Dave cannot explain why his parents ever conceived him and they never tell their side of the story. Perhaps Wilson, who was born to American missionaries and grew up as a Caucasian in British Colonial East Africa, did not know either. The lack of their voice shows the abyss between Dave (and perhaps Wilson) and his parents.

A pet peeve: Wilson keeps referring to the country where Dave grew up and went to school as "Africa" when he should have narrowed it down to one of the 52 countries the African continent holds.

That aside, Worthless People is an amazing novel that pulls at the heartstrings. It not only shows the different ideologies between two nations, it also shows how the privileged sometimes take things for granted. In Dave's parents' case, their privilege was in having him but, for reasons only known to them (and perhaps to Wilson), saving a continent that does not want saving by foreigners becomes their priority.

The underlying message throughout the novel is that Dave wants to belong. Regardless of the colour his skin, his nationality and his passport, Dave wants to be with people who love him enough to want him around. It just so happens that those people are from an African family whose traditions clash with those of modern America.

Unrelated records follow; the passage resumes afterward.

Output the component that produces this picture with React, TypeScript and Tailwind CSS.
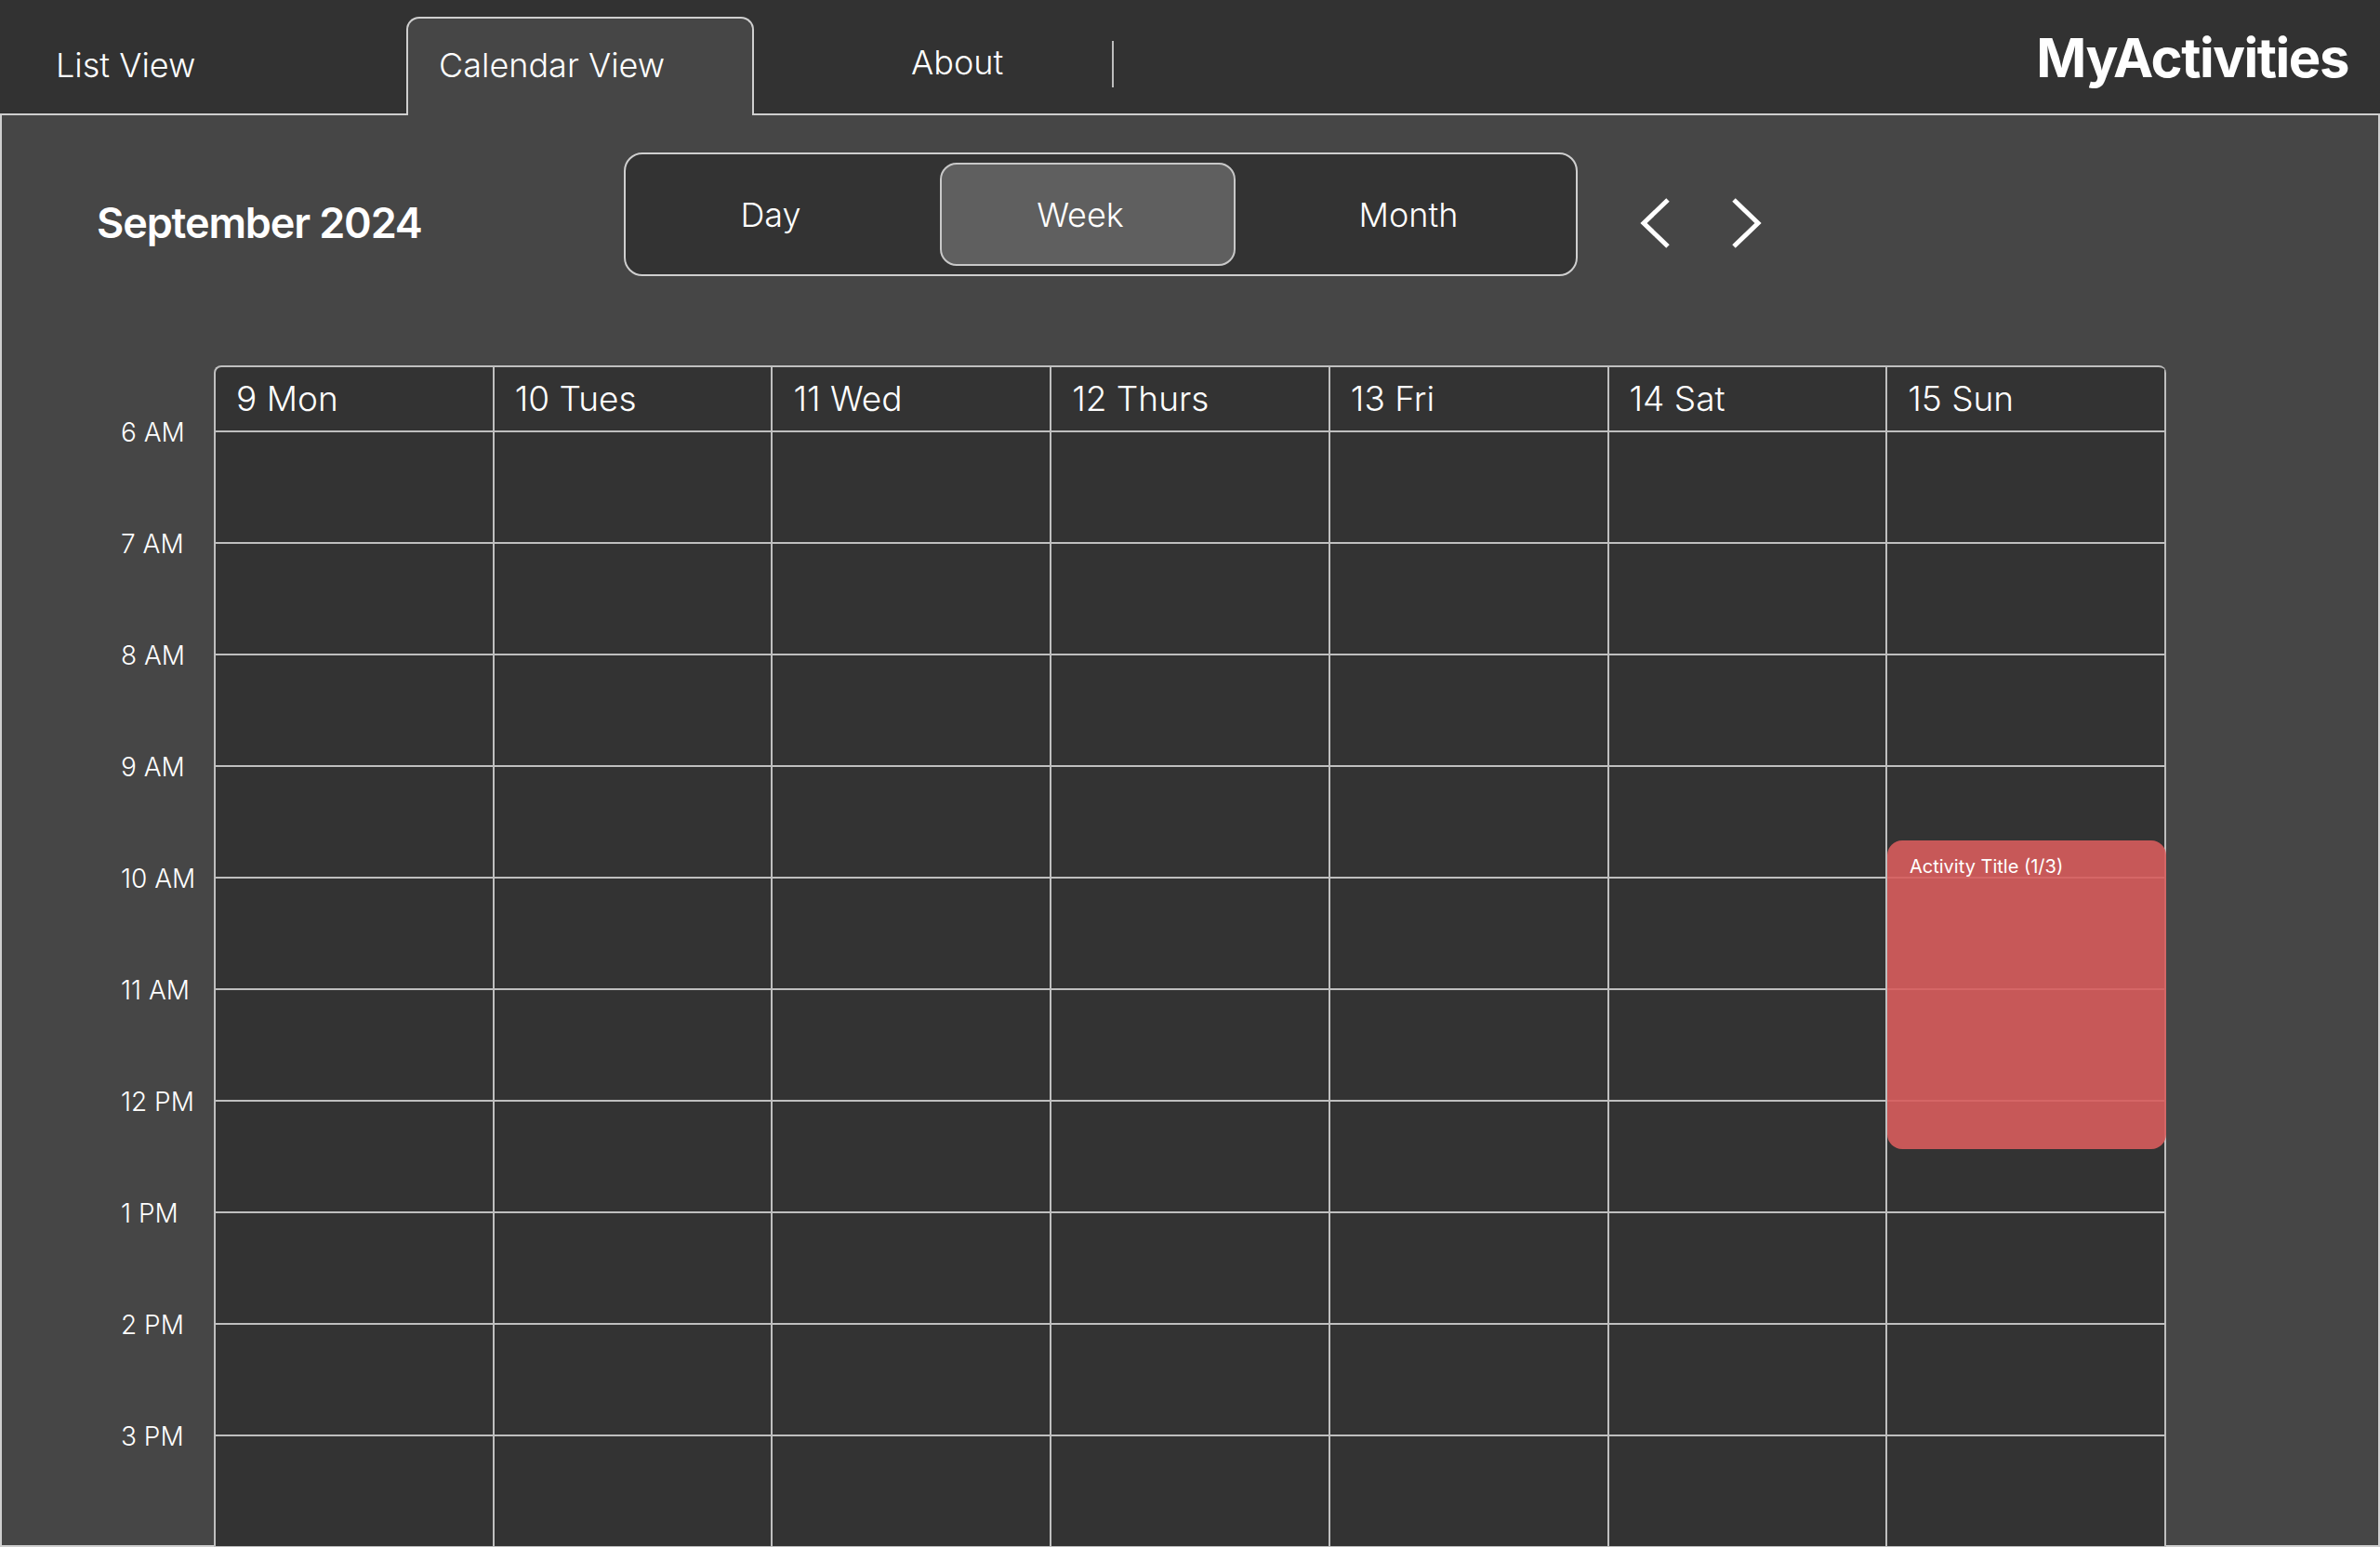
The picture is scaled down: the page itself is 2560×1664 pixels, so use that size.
import React from "react";

const days = ["9 Mon", "10 Tues", "11 Wed", "12 Thurs", "13 Fri", "14 Sat", "15 Sun"];
const hours = ["6 AM", "7 AM", "8 AM", "9 AM", "10 AM", "11 AM", "12 PM", "1 PM", "2 PM", "3 PM"];

const Chevron = ({ dir }: { dir: "left" | "right" }) => (
  <svg width="34" height="54" viewBox="0 0 34 54" fill="none">
    <polyline
      points={dir === "left" ? "30,2 4,27 30,52" : "4,2 30,27 4,52"}
      stroke="white"
      strokeWidth="5"
      strokeLinejoin="miter"
    />
  </svg>
);

const Header = () => {
  return (
    <header className="flex h-[122px] shrink-0 items-start text-white">
      <div className="w-[437px] pl-[60px] pt-[48px] text-[36px] font-light leading-[44px]">List View</div>
      <div className="relative z-10 mt-[18px] h-[106px] w-[374px] rounded-t-[14px] border-2 border-b-0 border-[#cfcfcf] bg-[#464646] pl-[33px] pt-[28px] text-[36px] font-light leading-[44px]">
        Calendar View
      </div>
      <div className="ml-[169px] pt-[45px] text-[36px] font-light leading-[44px]">About</div>
      <div className="ml-[117px] mt-[44px] h-[50px] w-[2px] bg-[#bdbdbd]" />
      <div className="ml-auto pr-[34px] pt-[27px] text-[58px] font-bold leading-[70px] tracking-tight">MyActivities</div>
    </header>
  );
};

const Toolbar = () => {
  return (
    <div className="flex items-start text-white">
      <div className="w-[669px] pl-[102px] pt-[88px] text-[45px] font-semibold leading-[56px] tracking-tight">
        September 2024
      </div>
      <div className="mt-[40px] flex h-[133px] w-[1026px] items-center rounded-[20px] border-2 border-[#cfcfcf] bg-[#333333] px-[10px] text-[36px] font-light leading-[44px]">
        <div className="w-[292px] text-center">Day</div>
        <div className="ml-[36px] flex h-[111px] w-[318px] items-center justify-center rounded-[18px] border-2 border-[#c8c8c8] bg-[#5f5f5f] pr-[16px]">
          Week
        </div>
        <div className="flex-1 pl-[16px] text-center">Month</div>
      </div>
      <div className="ml-[67px] mt-[89px] flex gap-[63px]">
        <Chevron dir="left" />
        <Chevron dir="right" />
      </div>
    </div>
  );
};

const WeekGrid = () => {
  return (
    <div className="mt-[96px] flex items-start text-white">
      <div className="w-[228px] shrink-0 pl-[128px] pt-[54px]">
        {hours.map((h) => (
          <div key={h} className="h-[120px] text-[28px] font-light leading-[36px]">
            {h}
          </div>
        ))}
      </div>
      <div className="relative grid w-[2100px] shrink-0 grid-cols-7 overflow-hidden rounded-t-[8px] border-l-2 border-t-2 border-[#bfbfbf] bg-[#333333]">
        {days.map((d) => (
          <div key={d} className="flex h-[70px] items-center border-b-2 border-r-2 border-[#bfbfbf] pl-[22px] text-[37px] font-light">
            {d}
          </div>
        ))}
        {hours.map((h) =>
          days.map((d) => <div key={h + d} className="h-[120px] border-b-2 border-r-2 border-[#bfbfbf]" />)
        )}
        <div className="absolute left-[1798px] top-[509px] h-[332px] w-[300px] rounded-[16px] bg-[rgba(215,92,92,0.9)] pl-[24px] pt-[14px] text-[20px] leading-[28px]">
          Activity Title (1/3)
        </div>
      </div>
    </div>
  );
};

export default function App() {
  return (
    <div className="flex h-[1664px] w-[2560px] flex-col overflow-hidden bg-[#323232] font-['Inter',sans-serif]">
      <Header />
      <main className="min-h-0 flex-1 border-2 border-[#cfcfcf] bg-[#464646]">
        <Toolbar />
        <WeekGrid />
      </main>
    </div>
  );
}
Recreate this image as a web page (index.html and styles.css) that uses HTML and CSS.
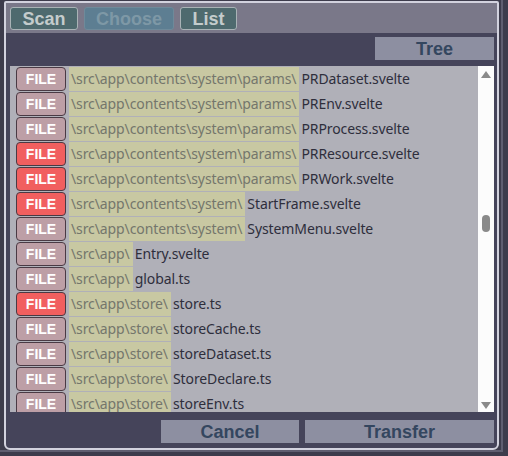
FILE: index.html
```html
<!DOCTYPE html>
<html lang="en">
<head>
	<meta charset="UTF-8">
	<meta name="viewport" content="width=device-width, initial-scale=1.0">
	<title>Choose files</title>
	<link rel="stylesheet" href="styles.css">
</head>
<body>
	<div class="frame">
		<div class="dialog">
			<div class="tabs"><!-- top mode buttons -->
				<button class="tab scan">Scan</button>
				<button class="tab choose current">Choose</button>
				<button class="tab list-tab">List</button>
			</div>

			<div class="toolbar">
				<button class="btn tree">Tree</button>
			</div>

			<div class="list">
				<div class="rows">
					<div class="row"><span class="file">FILE</span><span class="path">\src\app\contents\system\params\</span><span class="name">PRDataset.svelte</span></div>
					<div class="row"><span class="file">FILE</span><span class="path">\src\app\contents\system\params\</span><span class="name">PREnv.svelte</span></div>
					<div class="row"><span class="file">FILE</span><span class="path">\src\app\contents\system\params\</span><span class="name">PRProcess.svelte</span></div>
					<div class="row"><span class="file changed">FILE</span><span class="path">\src\app\contents\system\params\</span><span class="name">PRResource.svelte</span></div>
					<div class="row"><span class="file changed">FILE</span><span class="path">\src\app\contents\system\params\</span><span class="name">PRWork.svelte</span></div>
					<div class="row"><span class="file changed">FILE</span><span class="path">\src\app\contents\system\</span><span class="name">StartFrame.svelte</span></div>
					<div class="row"><span class="file">FILE</span><span class="path">\src\app\contents\system\</span><span class="name">SystemMenu.svelte</span></div>
					<div class="row"><span class="file">FILE</span><span class="path">\src\app\</span><span class="name">Entry.svelte</span></div>
					<div class="row"><span class="file">FILE</span><span class="path">\src\app\</span><span class="name">global.ts</span></div>
					<div class="row"><span class="file changed">FILE</span><span class="path">\src\app\store\</span><span class="name">store.ts</span></div>
					<div class="row"><span class="file">FILE</span><span class="path">\src\app\store\</span><span class="name">storeCache.ts</span></div>
					<div class="row"><span class="file">FILE</span><span class="path">\src\app\store\</span><span class="name">storeDataset.ts</span></div>
					<div class="row"><span class="file">FILE</span><span class="path">\src\app\store\</span><span class="name">StoreDeclare.ts</span></div>
					<div class="row"><span class="file">FILE</span><span class="path">\src\app\store\</span><span class="name">storeEnv.ts</span></div>
				</div>
				<div class="scrollbar"><!-- hand drawn scroll track -->
					<span class="arrow up"></span>
					<span class="thumb"></span>
					<span class="arrow down"></span>
				</div>
			</div>

			<div class="footer">
				<button class="btn cancel">Cancel</button>
				<button class="btn transfer">Transfer</button>
			</div>
		</div>
	</div>
</body>
</html>
```
FILE: styles.css
```css
body {
    margin: 0;
    padding: 0;
    background-color: #3d3c4c;
    font-family: "Liberation Sans", Arial, sans-serif;
}
.frame { /* outer window edge */
    width: 503px;
    height: 452px;
    border-right: 2px solid #5f5e70;
    border-bottom: 2px solid #5f5e70;
    box-sizing: border-box;
    padding: 1px 0 0 4px;
}
.dialog {
    width: 495px;
    height: 449px;
    box-sizing: border-box;
    border: 2px solid #d2d2de;
    border-radius: 2px 2px 6px 6px;
    background-color: #45445a;
    display: flex;
    flex-direction: column;
}
.tabs {
    height: 30px;
    box-sizing: border-box;
    background-color: #7a7889;
    display: flex;
    gap: 6px;
    padding: 4px 0 0 4px;
}
.tab {
    height: 23px;
    padding: 0;
    font-family: inherit;
    font-size: 18px;
    font-weight: bold;
    color: #c4cccc;
    background-color: #4e6a6e;
    border: 1px solid #a9b3b6;
    border-radius: 3px;
    line-height: 20px;
}
.tab.scan {
    width: 68px;
}
.tab.choose {
    width: 90px;
}
.tab.list-tab {
    width: 57px;
}
.tab.current {
    color: #7e98a6;
    background-color: #5d7e92;
    border-color: #6e8a9a;
}
.toolbar {
    display: flex;
    justify-content: flex-end;
    padding: 4px 3px 0 0;
}
.btn {
    height: 23px;
    font-family: inherit;
    font-size: 18px;
    font-weight: bold;
    color: #34465f;
    background-color: #8d8fa1;
    border: none;
    padding: 2px 0 0;
    line-height: 21px;
}
.tree {
    width: 119px;
}
.list {
    margin: 6px 3px 0 4px;
    height: 346px;
    display: flex;
    overflow: hidden;
    background-color: #b0b0b8;
}
.rows {
    flex: 1;
    padding: 1px 0 0 6px;
}
.row {
    height: 24px;
    margin-bottom: 1px;
    display: flex;
    align-items: stretch;
    font-family: "Noto Sans", sans-serif;
    font-size: 14px;
    letter-spacing: -0.1px;
    line-height: 24px;
}
.file { /* FILE badge */
    width: 48px;
    border: 1px solid #4a3a44;
    border-radius: 4px;
    background-color: #bd9fa6;
    color: #ffffff;
    font-family: "Liberation Sans", Arial, sans-serif;
    font-weight: bold;
    font-size: 14px;
    letter-spacing: 0;
    text-align: center;
    line-height: 22px;
}
.file.changed {
    background-color: #f15f5f;
}
.path {
    margin-left: 3px;
    padding: 0 3px 0 2px;
    background-color: #c8c8a2;
    color: #74766c;
}
.name {
    padding-left: 2px;
    color: #2e2e3c;
}
.scrollbar {
    width: 16px;
    background-color: #fcfcfc;
    position: relative;
}
.arrow {
    position: absolute;
    left: 3px;
    width: 0;
    height: 0;
    border-left: 5px solid transparent;
    border-right: 5px solid transparent;
}
.arrow.up {
    top: 5px;
    border-bottom: 7px solid #8a8a8a;
}
.arrow.down {
    bottom: 3px;
    border-top: 7px solid #8a8a8a;
}
.thumb {
    position: absolute;
    left: 4px;
    top: 149px;
    width: 8px;
    height: 17px;
    border-radius: 4px;
    background-color: #8a8a8a;
}
.footer {
    display: flex;
    justify-content: flex-end;
    gap: 6px;
    padding: 8px 3px 0 0;
}
.cancel {
    width: 138px;
}
.transfer {
    width: 189px;
}
```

The title, by the way, does not refer to Dave's parents but to the Waduni, a people who are so irresponsible they have lost their cattle and are forced to hunt wild animals to survive; they are considered worthless yet are also known to be mighty hunters. In a poignant way, Dave also considers himself a worthless person, as he will not need to hunt to survive in America.

Pick up Worthless People, you won't be disappointed.